• Data shown:

····················

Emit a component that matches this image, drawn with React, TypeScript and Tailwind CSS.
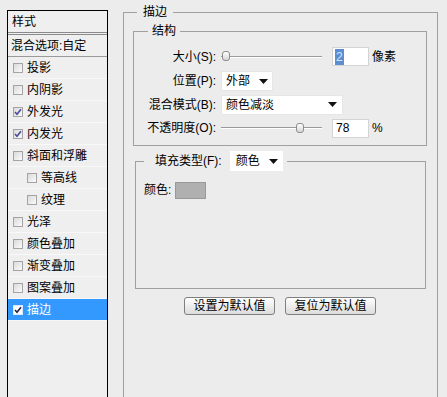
import React from 'react';

const font = { fontFamily: '"Liberation Sans", "Noto Sans CJK SC", sans-serif' };

type Row = { label: string; checked?: boolean; indent?: boolean; active?: boolean };

const rows: Row[] = [
  { label: '投影' },
  { label: '内阴影' },
  { label: '外发光', checked: true },
  { label: '内发光', checked: true },
  { label: '斜面和浮雕' },
  { label: '等高线', indent: true },
  { label: '纹理', indent: true },
  { label: '光泽' },
  { label: '颜色叠加' },
  { label: '渐变叠加' },
  { label: '图案叠加' },
  { label: '描边', checked: true, active: true },
];

function Check({ checked, active }: { checked?: boolean; active?: boolean }) {
  return (
    <span
      className={
        active
          ? 'flex h-[10px] w-[10px] items-center justify-center border border-[#d8e8ff] bg-white'
          : 'flex h-[10px] w-[10px] items-center justify-center border border-[#a4a4a4] bg-gradient-to-br from-[#dadada] to-[#fbfbfb]'
      }
    >
      {checked && (
        <svg width="8" height="8" viewBox="0 0 8 8">
          <path d="M1 4 L3 6.2 L7 1.2" fill="none" stroke={active ? '#222244' : '#4a4a9a'} strokeWidth="1.6" />
        </svg>
      )}
    </span>
  );
}

function Arrow() {
  return (
    <svg width="9" height="5" viewBox="0 0 9 5">
      <path d="M0 0 H9 L4.5 5 Z" fill="#111" />
    </svg>
  );
}

function Slider({ pos }: { pos: number }) {
  return (
    <div className="relative flex h-[19px] w-[101px] items-center">
      <div className="h-[2px] w-full border-t border-[#9a9a9a] border-b border-b-white" />
      <div
        className="absolute top-[4px] h-[10px] w-[8px] rounded-[3px] border border-[#8c8c8c] bg-gradient-to-b from-white to-[#d6d6d6]"
        style={{ left: pos }}
      />
    </div>
  );
}

function Label({ children }: { children: React.ReactNode }) {
  return <div className="w-[82px] shrink-0 text-right">{children}</div>;
}

export default function App() {
  return (
    <div className="flex h-[397px] w-[447px] items-start overflow-hidden bg-[#ececec] text-[12px] leading-4 text-black" style={font}>
      <div className="ml-[7px] mt-[10px] h-[400px] w-[101px] shrink-0 border border-b-0 border-black bg-[#efefef]">
        <div className="flex h-[24px] items-center border-b-[3px] border-double border-[#8a8a8a] pl-[4px]">样式</div>
        <div className="flex h-[22px] items-center border-b border-[#9a9a9a] pl-[3px]">混合选项:自定</div>
        {rows.map((r) => (
          <div
            key={r.label}
            className={
              r.active
                ? 'flex h-[22px] items-center gap-[4px] border-b border-[#f7f7f7] bg-[#3399ff] text-white'
                : 'flex h-[22px] items-center gap-[4px] border-b border-[#f8f8f8]'
            }
            style={{ paddingLeft: r.indent ? 19 : 5 }}
          >
            <Check checked={r.checked} active={r.active} />
            <span>{r.label}</span>
          </div>
        ))}
      </div>

      <fieldset className="ml-[15px] mt-[4px] h-[420px] w-[315px] shrink-0 border border-[#a0a0a0] px-[9px] pt-[3px]">
        <legend className="ml-[4px] px-[6px] leading-4">描边</legend>

        <fieldset className="w-[294px] border border-[#a0a0a0] pb-[5px] pt-[5px]">
          <legend className="ml-[14px] px-[4px] leading-4">结构</legend>
          <div className="flex h-[25px] items-center gap-[5px]">
            <Label>大小(S):</Label>
            <Slider pos={1} />
            <div className="ml-[5px] flex h-[19px] w-[37px] items-center border border-[#d4d4d4] bg-white pl-[2px]">
              <span className="bg-[#5b8fd2] px-[1px] text-[#d6e6fa]">2</span>
            </div>
            <span className="-ml-[2px]">像素</span>
          </div>
          <div className="flex h-[24px] items-center gap-[5px]">
            <Label>位置(P):</Label>
            <div className="flex h-[20px] w-[52px] items-center justify-between border border-[#e6e6e6] bg-white pl-[4px] pr-[4px]">
              <span>外部</span>
              <Arrow />
            </div>
          </div>
          <div className="flex h-[23px] items-center gap-[5px]">
            <Label>混合模式(B):</Label>
            <div className="flex h-[20px] w-[122px] items-center justify-between border border-[#e6e6e6] bg-white pl-[4px] pr-[5px]">
              <span>颜色减淡</span>
              <Arrow />
            </div>
          </div>
          <div className="flex h-[24px] items-center gap-[5px]">
            <Label>不透明度(O):</Label>
            <Slider pos={75} />
            <div className="ml-[5px] flex h-[19px] w-[37px] items-center border border-[#d4d4d4] bg-white pl-[3px]">78</div>
            <span className="-ml-[2px]">%</span>
          </div>
        </fieldset>

        <fieldset className="ml-[2px] mt-[5px] h-[138px] w-[291px] border border-[#a0a0a0] pl-[8px] pt-[10px]">
          <legend className="flex items-center pl-[11px] pr-[4px]">
            <span>填充类型(F):</span>
            <div className="ml-[8px] flex h-[20px] w-[53px] items-center justify-between bg-white pl-[6px] pr-[5px]">
              <span>颜色</span>
              <Arrow />
            </div>
          </legend>
          <div className="flex h-[18px] items-center gap-[4px]">
            <span>颜色:</span>
            <div className="h-[17px] w-[31px] border border-[#999] bg-[#b0b0b0]" />
          </div>
        </fieldset>

        <div className="mt-[8px] flex w-[294px] justify-center gap-[10px]">
          <button className="h-[18px] w-[91px] rounded-[3px] border border-[#7f7f7f] bg-gradient-to-b from-white to-[#dcdcdc] text-[12px] leading-4">
            设置为默认值
          </button>
          <button className="h-[18px] w-[91px] rounded-[3px] border border-[#7f7f7f] bg-gradient-to-b from-white to-[#dcdcdc] text-[12px] leading-4">
            复位为默认值
          </button>
        </div>
      </fieldset>
    </div>
  );
}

····················

• Task:
Every line from the top of the material above through the line with "string; checked?: boolean;" should be duplicated exactly, please; leave out the pictures.

• Solved exercise:
Emit a component that matches this image, drawn with React, TypeScript and Tailwind CSS.
import React from 'react';

const font = { fontFamily: '"Liberation Sans", "Noto Sans CJK SC", sans-serif' };

type Row = { label: string; checked?: boolean; indent?: boolean; active?: boolean };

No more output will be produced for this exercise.